The numbers don't lie. Yes, you've seen lots of stories about rain in Texas and Oklahoma, but that's because it has been a usually wet year. Here in Texas we are already at three times the normal rainfall for June, and in Oklahoma, they've already had more rain this year than all of 2006. While the numbers might be nice abstractions for meteorologists, the flash floods that come with these downpours have been deadly.

In the past week, seven Texans have lost their lives to high waters. Last night, a 13-year-old boy was no match for the suburban Dallas creek he was stuck in. Rescuers found him clinging to a concrete beam underneath a bridge. They sent him rope, but he slipped out of it and was carried more than a mile downstream. Police jumped in after him but to no avail. It took a couple of hours in the darkness for a helicopter to spot him, near one of the areas where rescuers had set up a place to catch him. The rescuers performed CPR all the way to the hospital where he was pronounced dead.

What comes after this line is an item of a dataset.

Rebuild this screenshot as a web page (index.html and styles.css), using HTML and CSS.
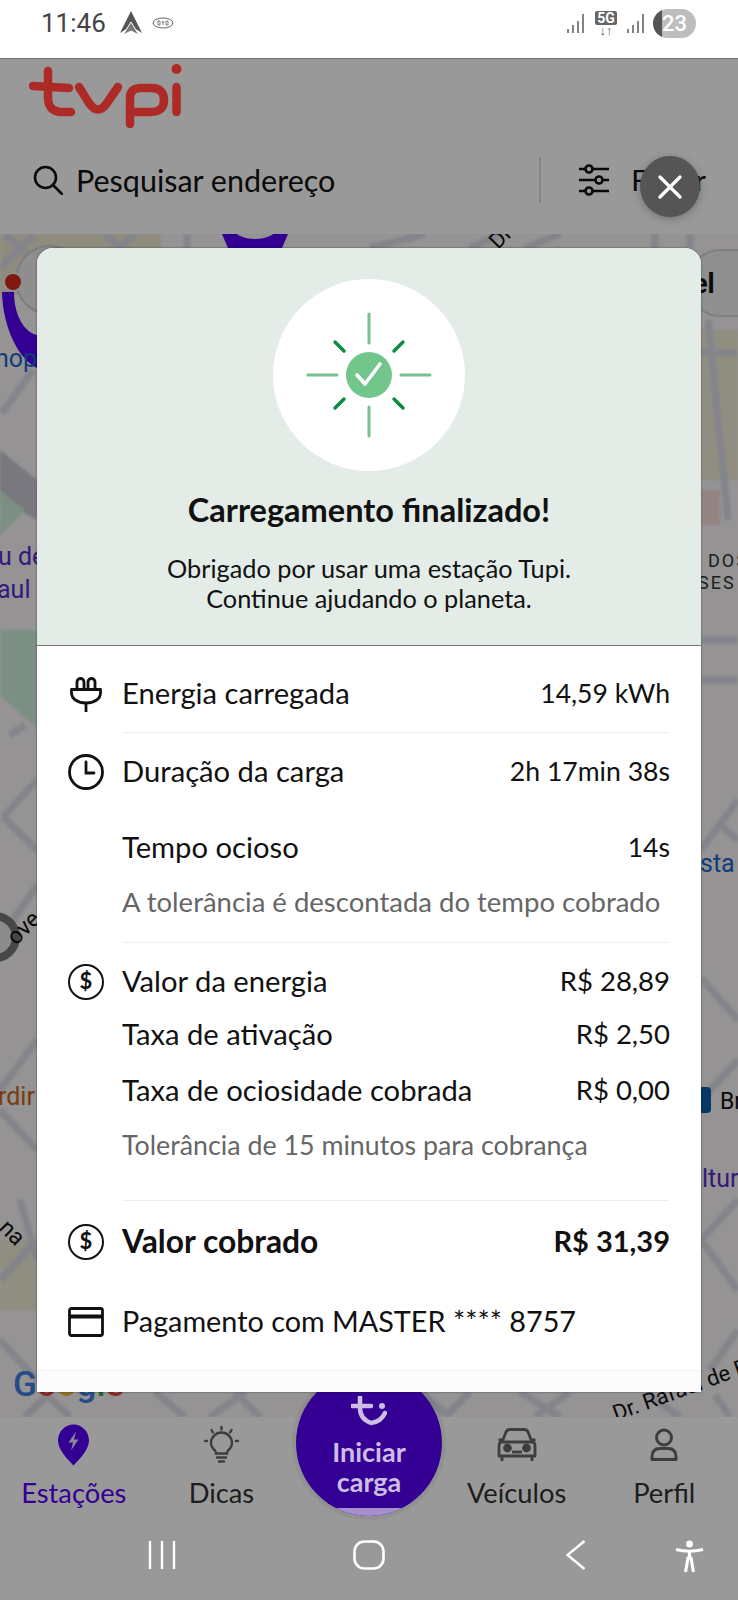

It looks so relatively tame, a few inches, perhaps a foot of water. Think about it this way- a little over a foot of flowing water is enough to lift a small car, add a few inches to that and you can lift a truck. So if this young boy was standing in a creek that was swollen to a foot and a half or two feet of flowing water- the force that can move a truck is likely stronger than the most able bodied 13-year-old.

Most of the rescues we see on TV aren't from the middle of creeks, its usually people who choose to ignore warnings on closed roadways, or miscalculate the depth of water and try to drive through. Use your head, heck, use your GPS if you have one, and find another way around a flooded road, and don't let your kids play near any running body of water after a rainstorm.